Recommendations and conclusion

Therefore, the supply chain crunch has exposed several international corporations to severe challenges, including delays securing critical raw materials and higher costs. These severities necessitate innovative strategies to prevent future recurrence of supply chain crunch. For instance, governments should bolster local supply to limit overreliance on foreign economies on particular products. With coronavirus impacting diverse international economies, nations imposed travel bans and ceased certain manufacturing and cargo shipping operations.
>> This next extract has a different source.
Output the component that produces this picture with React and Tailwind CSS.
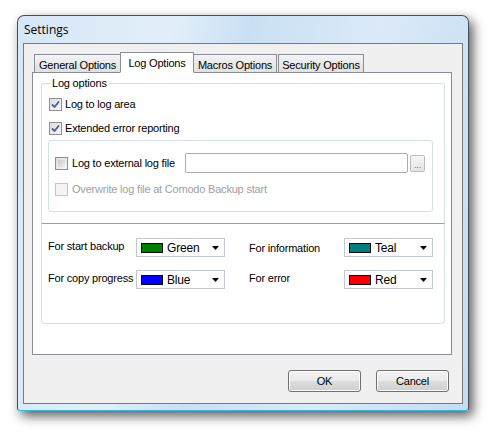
import React from 'react';

const font = { fontFamily: '"Liberation Sans", Arial, sans-serif' };

const Check = ({ checked, disabled }) => (
    <div className={`w-[13px] h-[13px] border flex items-center justify-center shrink-0 ${disabled ? 'border-[#c5c5c5] bg-[#f4f4f4]' : 'border-[#8e8f8f] bg-gradient-to-br from-[#dcdcdc] to-[#f8f8f8]'}`}>
        {checked && (
            <svg width="9" height="9" viewBox="0 0 9 9">
                <path d="M1 4.5 L3.5 7 L8 1.5" fill="none" stroke="#4a5b9a" strokeWidth="1.8" />
            </svg>
        )}
        {!checked && !disabled && <div className="w-[7px] h-[7px] bg-gradient-to-br from-[#cbcbcb] to-[#eeeeee]" />}
    </div>
);

const ColorCombo = ({ color, label }) => (
    <div className="w-[89px] h-[19px] border border-[#c3c8cc] bg-white flex items-center pl-[4px] pr-[5px]">
        <div className="w-[22px] h-[10px] border border-black" style={{ backgroundColor: color }} />
        <span className="ml-[4px] text-[12px] leading-[14px] text-black flex-1">{label}</span>
        <svg width="7" height="4" viewBox="0 0 7 4"><path d="M0 0 H7 L3.5 4 Z" fill="#000" /></svg>
    </div>
);

const Tab = ({ label, active, width }) => (
    <div
        className={`border border-[#898c95] flex justify-center text-black text-[11px] leading-[14px] whitespace-nowrap ${active ? 'h-[21px] bg-white border-b-white pt-[3px] -mx-[1px] z-10 relative' : 'h-[19px] mt-[2px] bg-gradient-to-b from-[#f3f3f3] to-[#e1e1e1] pt-[3px]'}`}
        style={{ width }}
    >
        {label}
    </div>
);

const Button = ({ label }) => (
    <div className="w-[73px] h-[22px] rounded-[3px] border border-[#707070] flex items-center justify-center text-[11px] text-black bg-[linear-gradient(to_bottom,#f2f2f2_0%,#ebebeb_50%,#dddddd_51%,#cfcfcf_100%)] shadow-[inset_0_0_0_1px_#fcfcfc]">
        {label}
    </div>
);

export default function App() {
    return (
        <div className="w-[491px] h-[433px] bg-white overflow-hidden pt-[15px] pl-[17px] tracking-[-0.2px]" style={font}>
            <div className="w-[452px] h-[396px] rounded-t-[7px] rounded-b-[3px] border border-[#4b4f55] border-b-[#2fb8e6] bg-[linear-gradient(100deg,#d6e7f7_0%,#e2eefa_30%,#c9e0f4_45%,#dbeaf8_70%,#c4ddf3_100%)] shadow-[4px_5px_12px_rgba(0,0,0,0.65)] flex flex-col">
                <div className="h-[27px] pl-[6px] pt-[6px] text-[12px] leading-[16px] text-black tracking-normal" style={{ fontFamily: '"Open Sans", "Liberation Sans", sans-serif' }}>Settings</div>
                <div className="mx-[5px] h-[361px] border border-[#7a7a7a] bg-[#f0f0f0] flex flex-col">
                    <div className="flex pl-[10px] pt-[8px] h-[29px] items-start">
                        <Tab label="General Options" width="87px" />
                        <Tab label="Log Options" width="74px" active />
                        <Tab label="Macros Options" width="84px" />
                        <div className="w-[1px]" />
                        <Tab label="Security Options" width="86px" />
                    </div>
                    <div className="ml-[8px] w-[420px] h-[283px] -mt-[1px] border border-[#898c95] bg-white pt-[10px] pl-[8px]">
                        {/* Log options group */}
                        <div className="relative w-[404px] h-[141px] border border-[#d5dfe5] rounded-t-[3px] border-b-[#a0a0a0] pt-[14px] pl-[7px]">
                            <div className="absolute -top-[8px] left-[8px] px-[2px] bg-white text-[11px] text-black leading-[14px]">Log options</div>
                            <div className="flex items-center gap-[3px] h-[13px]">
                                <Check checked />
                                <span className="text-[11px] leading-[13px] text-black">Log to log area</span>
                            </div>
                            <div className="flex items-center gap-[3px] h-[13px] mt-[11px]">
                                <Check checked />
                                <span className="text-[11px] leading-[13px] text-black">Extended error reporting</span>
                            </div>
                            <div className="mt-[5px] -ml-[1px] w-[385px] h-[72px] border border-[#d5dfe5] rounded-[3px] pl-[6px] pt-[12px]">
                                <div className="flex items-center h-[20px]">
                                    <Check />
                                    <span className="ml-[4px] text-[11px] leading-[13px] text-black w-[113px] whitespace-nowrap">Log to external log file</span>
                                    <div className="w-[223px] h-[20px] border border-[#abadb3] rounded-[2px] bg-white" />
                                    <div className="ml-[2px] w-[15px] h-[17px] border border-[#b9bcc1] rounded-[2px] bg-gradient-to-b from-[#f7f7f7] to-[#e4e4e4] text-[9px] text-[#6d6d6d] flex items-end justify-center leading-[12px]">...</div>
                                </div>
                                <div className="flex items-center gap-[4px] h-[13px] mt-[10px]">
                                    <Check disabled />
                                    <span className="text-[11px] leading-[13px] text-[#a0a0a0] whitespace-nowrap">Overwrite log file at Comodo Backup start</span>
                                </div>
                            </div>
                        </div>
                        {/* Colors group */}
                        <div className="w-[404px] h-[101px] -mt-[1px] border border-[#d5dfe5] border-t-[#a0a0a0] rounded-b-[4px] pl-[6px] pt-[14px] grid grid-cols-[88px_89px_119px_89px] gap-y-[13px] content-start">
                            <div className="text-[11px] text-black leading-[14px] pt-[1px] whitespace-nowrap">For start backup</div>
                            <ColorCombo color="#008000" label="Green" />
                            <div className="text-[11px] text-black leading-[14px] pt-[3px] pl-[24px] whitespace-nowrap">For information</div>
                            <ColorCombo color="#008080" label="Teal" />
                            <div className="text-[11px] text-black leading-[14px] pt-[1px] whitespace-nowrap">For copy progress</div>
                            <ColorCombo color="#0000ff" label="Blue" />
                            <div className="text-[11px] text-black leading-[14px] pt-[1px] pl-[24px] whitespace-nowrap">For error</div>
                            <ColorCombo color="#ff0000" label="Red" />
                        </div>
                    </div>
                    <div className="flex justify-end gap-[15px] pr-[13px] mt-[15px]">
                        <Button label="OK" />
                        <Button label="Cancel" />
                    </div>
                </div>
            </div>
        </div>
    );
}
Within the shipping industry, the temporary closure of certain ports in Asia and China compromised freight transport, thus impeding corporations relying on shipping from securing key raw materials. China, for example, closed one of its largest ports for over a week, thus hindering shipping operations (Smith, 2021). Accordingly, improving local supply can prevent overreliance on certain economies for key raw materials. The current shortage of chips can be mitigated by improving local supply, thus bolstering supply and ensuring tech and motor companies. According to Stewart et al. (2021), a significant portion of semiconductors in the global market are manufactured in Taiwan and South Korea. This has contributed to the supply crunch for semiconductors as a significant rise in the demand for semiconductors in various markets overwhelmed the current production of such vital components. Major economies, including the US, Europe, and China, have committed to enhancing their semi fabricating capacity (Stewart et al., 2021).
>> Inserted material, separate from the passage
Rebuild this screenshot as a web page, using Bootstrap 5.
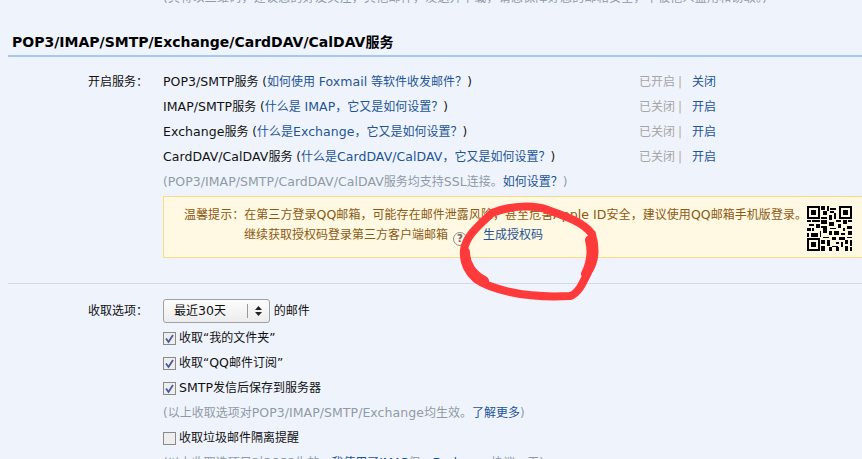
<!DOCTYPE html>
<html lang="zh">
<head>
<meta charset="utf-8">
<title>POP3/IMAP/SMTP 设置</title>
<link href="https://cdn.jsdelivr.net/npm/bootstrap@5.3.0/dist/css/bootstrap.min.css" rel="stylesheet">
<style>
html,body{height:459px;overflow:hidden}
body{background:#eff4fc;color:#111;font-family:"DejaVu Sans","Noto Sans CJK SC",sans-serif;font-size:12px;line-height:25px;position:relative}
a{color:#1e5494;text-decoration:none}
.la{font-size:12.5px;letter-spacing:.05px;line-height:1}
.clip-line{margin:-14px 0 0 163px;color:#8f9aa6;white-space:nowrap;height:25px;letter-spacing:.25px}
.sec-title{margin:18px 0 0 8px;padding:0 0 0 4px;height:28px;border-bottom:2px solid #a9c8ee;font-size:14px;font-weight:700;line-height:26px;color:#000}
.form-line{display:flex}
.svc-top{margin-top:13px}
.lbl{width:148px;flex:none;text-align:right;margin-right:15px;white-space:nowrap}
.body-col{flex:1;min-width:0}
.svc{display:flex;white-space:nowrap}
.svc-name{width:476px;flex:none}
.st{color:#a5a5a5}
.sep{color:#b9ad9a;margin:0 10px 0 3px}
.hint{color:#8f9aa6;white-space:nowrap}
.tipbox{margin-top:1px;height:62px;background:#fff8e2;border:1px solid #fbdc85;border-right:0;color:#8a5a12;white-space:nowrap;line-height:20px;padding:8px 0 0 20px;display:flex;justify-content:space-between;width:699px}
.tip1{letter-spacing:.05px}
.tip2{margin-left:60px}
.qm{display:inline-block;width:14px;height:14px;border:1.5px solid #8c8c8c;border-radius:50%;color:#666;font-size:10px;font-weight:700;line-height:11px;text-align:center;margin:0 16px 0 5px;vertical-align:-3px}
.qr{width:45px;height:45px;flex:none;margin:1px 10px 0 0}
.rule{margin:25px 0 0 8px;height:1px;background:#d3dae3}
.opts{margin-top:15px}
.sel-box{display:inline-flex;align-items:center;width:107px;height:24px;border:1px solid #a0a0a0;border-radius:3px;background:linear-gradient(#fdfdfd,#ececec);padding-left:10px;line-height:22px;vertical-align:top;color:#111}
.sel-txt{flex:1}
.sel-arrow{width:22px;height:14px;border-left:1px solid #999;flex:none;display:flex;justify-content:center;align-items:center}
.opt-row{display:flex;align-items:center;height:25px;white-space:nowrap}
.cb{width:13px;height:13px;flex:none;margin-right:3px;display:block}
.first-opt{margin-top:2px}
.scribble{position:absolute;left:0;top:0;width:862px;height:459px;pointer-events:none}
</style>
</head>
<body>
<div class="clip-line">(其将以二维码，建议您的好友关注，其他邮件，发送并下载，请您保障好您的邮箱安全，不被他人盗用和窃取。)</div>
<div class="sec-title">POP3/IMAP/SMTP/Exchange/CardDAV/CalDAV服务</div>
<div class="form-line svc-top">
  <div class="lbl">开启服务：</div>
  <div class="body-col">
    <div class="svc"><div class="svc-name"><span class="la">POP3/SMTP</span>服务 (<a href="#">如何使用 <span class="la">Foxmail</span> 等软件收发邮件？</a>)</div><span class="st">已开启</span><span class="sep">|</span><a href="#">关闭</a></div>
    <div class="svc"><div class="svc-name"><span class="la">IMAP/SMTP</span>服务 (<a href="#">什么是 <span class="la">IMAP</span>，它又是如何设置？</a>)</div><span class="st">已关闭</span><span class="sep">|</span><a href="#">开启</a></div>
    <div class="svc"><div class="svc-name"><span class="la">Exchange</span>服务 (<a href="#">什么是<span class="la">Exchange</span>，它又是如何设置？</a>)</div><span class="st">已关闭</span><span class="sep">|</span><a href="#">开启</a></div>
    <div class="svc"><div class="svc-name"><span class="la">CardDAV/CalDAV</span>服务 (<a href="#">什么是<span class="la">CardDAV/CalDAV</span>，它又是如何设置？</a>)</div><span class="st">已关闭</span><span class="sep">|</span><a href="#">开启</a></div>
    <div class="hint">(<span class="la">POP3/IMAP/SMTP/CardDAV/CalDAV</span>服务均支持<span class="la">SSL</span>连接。<a href="#">如何设置？</a>)</div>
    <div class="tipbox">
      <div>
        <div class="tip1">温馨提示：在第三方登录<span class="la">QQ</span>邮箱，可能存在邮件泄露风险，甚至危害<span class="la">Apple ID</span>安全，建议使用<span class="la">QQ</span>邮箱手机版登录。</div>
        <div class="tip2">继续获取授权码登录第三方客户端邮箱<span class="qm">?</span><a href="#">生成授权码</a></div>
      </div>
      <svg class="qr" viewBox="0 0 25 25" shape-rendering="crispEdges"><path fill="#000" fill-rule="evenodd" d="M0 0h7v7H0zM1 1v5h5V1zM2 2h3v3H2zM18 0h7v7h-7zM19 1v5h5V1zM20 2h3v3h-3zM0 18h7v7H0zM1 19v5h5v-5zM2 20h3v3H2zM8 0h2v2H8zM11 0h1v3h-1zM13 1h3v1h-3zM9 3h2v2H9zM13 3h2v1h-2zM15 4h1v3h-1zM8 6h3v1H8zM12 5h2v3h-2zM0 8h2v1H0zM3 8h4v1H3zM8 8h3v2H8zM16 8h3v1h-3zM20 8h2v2h-2zM23 8h2v1h-2zM1 10h3v1H1zM5 10h2v2H5zM12 9h3v2h-3zM17 10h2v2h-2zM22 11h3v2h-3zM0 12h2v2H0zM3 12h1v2H3zM8 11h3v1H8zM9 12h2v3H9zM13 12h3v1h-3zM20 12h1v2h-1zM2 15h4v2H2zM0 15h1v2H0zM7 14h1v3H7zM12 14h2v2h-2zM15 14h3v2h-3zM19 15h2v1h-2zM23 14h2v2h-2zM9 17h3v1H9zM14 17h2v2h-2zM18 17h3v2h-3zM22 17h3v1h-3zM8 19h2v2H8zM11 19h2v3h-2zM16 20h2v1h-2zM19 20h1v3h-1zM21 19h2v2h-2zM24 19h1v3h-1zM8 22h2v3H8zM14 22h3v1h-3zM16 23h2v2h-2zM21 22h2v3h-2zM12 23h2v2h-2zM24 23h1v2h-1z"/></svg>
    </div>
  </div>
</div>
<div class="rule"></div>
<div class="form-line opts">
  <div class="lbl">收取选项：</div>
  <div class="body-col">
    <div><span class="sel-box"><span class="sel-txt">最近<span class="la">30</span>天</span><span class="sel-arrow"><svg width="7" height="10" viewBox="0 0 7 10"><path fill="#222" d="M3.500 0 7 4H0zM0 6h7l-3.500 4z"/></svg></span></span> 的邮件</div>
    <div class="opt-row first-opt"><svg class="cb" viewBox="0 0 13 13"><rect x=".5" y=".5" width="12" height="12" fill="#eee" stroke="#8a8a8a"/><path d="M3 6.500 5.500 10 10 3" fill="none" stroke="#4a5a9a" stroke-width="1.800"/></svg>收取“我的文件夹”</div>
    <div class="opt-row"><svg class="cb" viewBox="0 0 13 13"><rect x=".5" y=".5" width="12" height="12" fill="#eee" stroke="#8a8a8a"/><path d="M3 6.500 5.500 10 10 3" fill="none" stroke="#4a5a9a" stroke-width="1.800"/></svg>收取“<span class="la">QQ</span>邮件订阅”</div>
    <div class="opt-row"><svg class="cb" viewBox="0 0 13 13"><rect x=".5" y=".5" width="12" height="12" fill="#eee" stroke="#8a8a8a"/><path d="M3 6.500 5.500 10 10 3" fill="none" stroke="#4a5a9a" stroke-width="1.800"/></svg><span class="la">SMTP</span>发信后保存到服务器</div>
    <div class="hint">(以上收取选项对<span class="la">POP3/IMAP/SMTP/Exchange</span>均生效。<a href="#">了解更多</a>)</div>
    <div class="opt-row"><svg class="cb" viewBox="0 0 13 13"><rect x=".5" y=".5" width="12" height="12" fill="#eee" stroke="#8a8a8a"/></svg>收取垃圾邮件隔离提醒</div>
    <div class="hint">(以上收取选项只对POP3生效，<a href="#">我使用了IMAP</a>但，<a href="#">Exchange</a>协议，无)</div>
  </div>
</div>
<svg class="scribble" viewBox="0 0 862 459"><path d="M492 213C512 205 535 205 548 210 565 216 583 222 592 234 596 248 595 262 588 272 583 283 578 294 570 296 550 297 528 296 510 292 497 289 484 285 476 279 468 272 463 262 464 250 466 236 478 226 492 213" fill="none" stroke="#ff3a3a" stroke-width="8" stroke-linecap="round" stroke-linejoin="round"/><path d="M465 252C465 264 472 275 484 281M590 240C593 252 591 264 586 274" fill="none" stroke="#ff3a3a" stroke-width="10" stroke-linecap="round"/></svg>
<script src="https://cdn.jsdelivr.net/npm/bootstrap@5.3.0/dist/js/bootstrap.bundle.min.js"></script>
</body>
</html>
In addition, corporations can mitigate supply chain crunch by replenishing their inventory to ensure they have adequate products to meet fluctuations in demand. Due to the ongoing supply chain crunch, companies are spending considerably to acquire their inventories on time. Increased freight costs and delays following concentration in ports are disadvantaging several multinationals and retailers. To overcome these limitations by increasing their inventories. For instance, Costco is mitigating the extremities associated with the supply chain crunch by increasing its inventory and chartering its own ships (Stein, 2021). With Costco experiencing product shortages in 2020, the company has increased its merchandise to mitigate the supply crunch. Chartering its ships has allowed Costco to avoid high freight costs. These adjustments have favored Costco’s performance, with the company reporting a 17% and 9.4% surge in revenues and sales, respectively (Stein, 2021)
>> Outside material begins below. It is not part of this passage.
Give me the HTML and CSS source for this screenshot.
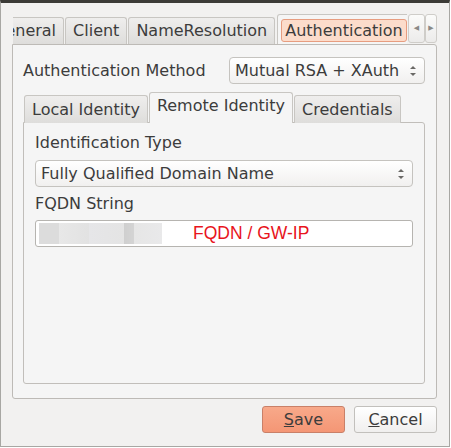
FILE: index.html
```html
<!DOCTYPE html>
<html lang="en">
<head>
    <meta charset="UTF-8">
    <title>VPN Connection - Authentication</title>
    <link rel="stylesheet" href="styles.css">
</head>
<body>
    <div class="window">
        <div class="tabbar">
            <div class="tab-clip">
                <div class="tab first">General</div>
                <div class="tab">Client</div>
                <div class="tab">NameResolution</div>
                <div class="tab active"><span class="focus">Authentication</span></div>
            </div>
            <div class="scroll-btn">&#9664;</div>
            <div class="scroll-btn">&#9654;</div>
        </div>

        <div class="pane">
            <div class="row">
                <span class="label">Authentication Method</span>
                <div class="combo method">Mutual RSA + XAuth<span class="spin"></span></div>
            </div>

            <div class="subtabs">
                <div class="tab">Local Identity</div>
                <div class="tab active">Remote Identity</div>
                <div class="tab">Credentials</div>
            </div>

            <div class="subpane">
                <div class="label">Identification Type</div>
                <div class="combo">Fully Qualified Domain Name<span class="spin"></span></div>
                <div class="label second">FQDN String</div>
                <div class="entry">
                    <span class="blur"></span>
                    <span class="hint">FQDN / GW-IP</span>
                </div>
            </div>
        </div>

        <div class="buttons">
            <button class="btn save"><u>S</u>ave</button>
            <button class="btn"><u>C</u>ancel</button>
        </div>
    </div>
</body>
</html>
```

FILE: styles.css
```css
body {
    margin: 0;
    background: #ffffff;
    font-family: "DejaVu Sans", sans-serif;
    font-size: 16px;
    color: #3c3c3c;
}
.window {
    width: 448px;
    height: 443px;
    background: #f2f1f0;
    border-top: 3px solid #3c3b37;
    border-left: 1px solid #a8a7a3;
    border-right: 1px solid #a8a7a3;
    border-bottom: 1px solid #a8a7a3;
    display: flex;
    flex-direction: column;
}

/* outer notebook tabs */
.tabbar {
    display: flex;
    align-items: flex-end;
    height: 41px;
    margin-left: 12px;
}
.tab-clip {
    display: flex;
    align-items: flex-end;
    width: 394px;
    overflow: hidden;
}
.tab {
    flex: none;
    height: 26px;
    line-height: 26px;
    padding: 0 7px;
    background: linear-gradient(#efeeed, #dedddb);
    border: 1px solid #c8c6c2;
    border-bottom: none;
    border-radius: 3px 3px 0 0;
    margin-right: 1px;
    white-space: nowrap;
}
.tab.first {
    margin-left: -28px;
}
.tab.active {
    height: 25px;
    padding: 4px 3px 0 3px;
    line-height: normal;
    background: #f5f5f5;
    margin-left: 1px;
    margin-right: 0;
}
.focus {
    display: block;
    height: 21px;
    line-height: 22px;
    padding: 0 3px;
    background: #fcdccb;
    border: 1px solid #e79d80;
    border-radius: 3px;
}
.scroll-btn {
    flex: none;
    height: 27px;
    width: 15px;
    margin-left: 1px;
    margin-bottom: 1px;
    border: 1px solid #cfcdc9;
    border-radius: 3px;
    background: linear-gradient(#fbfbfa, #ecebea);
    color: #8a8986;
    font-size: 7px;
    line-height: 27px;
    text-align: center;
}
.scroll-btn + .scroll-btn {
    margin-left: 0;
    width: 10px;
}

/* outer pane */
.pane {
    margin-left: 11px;
    width: 402px;
    height: 326px;
    padding: 12px 11px 15px 10px;
    background: #f5f5f5;
    border: 1px solid #bdbab6;
    border-radius: 0 3px 3px 3px;
}
.row {
    display: flex;
    align-items: center;
    justify-content: space-between;
}
.combo {
    position: relative;
    height: 25px;
    line-height: 25px;
    padding: 0 5px;
    background: linear-gradient(#ffffff, #f1f0ef);
    border: 1px solid #c5c3bf;
    border-radius: 4px;
}
.combo.method {
    width: 184px;
}
.spin::before,
.spin::after {
    content: "";
    position: absolute;
    right: 8px;
    border-left: 3px solid transparent;
    border-right: 3px solid transparent;
}
.spin::before {
    top: 8px;
    border-bottom: 3px solid #6a6966;
}
.spin::after {
    top: 15px;
    border-top: 3px solid #6a6966;
}

/* inner notebook */
.subtabs {
    display: flex;
    align-items: flex-end;
    margin-top: 8px;
    margin-left: 1px;
    height: 31px;
}
.subtabs .tab {
    height: 27px;
    line-height: 27px;
}
.subtabs .tab.active {
    height: 30px;
    padding: 0 7px;
    line-height: 25px;
    margin-left: 0;
    margin-right: 1px;
}
.subpane {
    margin-top: -1px;
    height: 254px;
    padding: 6px 11px 0 11px;
    background: #f5f5f5;
    border: 1px solid #c1beba;
    border-radius: 0 3px 3px 3px;
}
.subpane .label {
    height: 26px;
    line-height: 28px;
}
.subpane .label.second {
    height: 24px;
    line-height: 26px;
}
.subpane .combo {
    margin: 5px 0 4px 0;
}
.entry {
    margin-top: 5px;
    height: 25px;
    display: flex;
    align-items: center;
    background: #ffffff;
    border: 1px solid #b6b4b0;
    border-radius: 3px;
}
.blur {
    width: 123px;
    height: 21px;
    margin-left: 3px;
    background: linear-gradient(90deg, #dcdcdc 0, #dcdcdc 20px, #e8e8e8 20px, #e2e2e2 50px, #e6e6e8 50px, #e4e4e4 85px, #cfcfcf 85px, #d4d4d4 95px, #e6e6e6 95px, #e9e9ea 123px);
}
.hint {
    margin-left: 31px;
    color: #e8141c;
    font-family: "Liberation Sans", Arial, sans-serif;
    font-size: 17.5px;
    line-height: 25px;
}

/* dialog buttons */
.buttons {
    display: flex;
    justify-content: flex-end;
    gap: 9px;
    padding: 7px 12px 0 0;
}
.btn {
    width: 83px;
    height: 27px;
    font-family: "DejaVu Sans", sans-serif;
    font-size: 16px;
    color: #3c3c3c;
    background: linear-gradient(#ffffff, #f0efee);
    border: 1px solid #c2c0bc;
    border-radius: 3px;
    padding: 0;
}
.btn.save {
    background: linear-gradient(#f8a98a, #f49675);
    border-color: #c98068;
}
```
Furthermore, intensifying investments in the digital supply chain can help corporations tackle supply chain issues and disruptions. Economies are witnessing significant technological advancements which can be leveraged to complement supply chain management. The recent pandemic and its consequences on social and economic dimensions have communicated the need for organizations to recognize and adapt to market transitions. Digital supply chain management can bolster organizational agility and response to market changes, thus advancing corporate performance (Büyüközkan & Göçer, 2018). With the digital supply chain unifying all systems, applications, and processes, managers and organizational leaders are better positioned to identify emerging complexities and mount effective responses that propel their companies’ performance.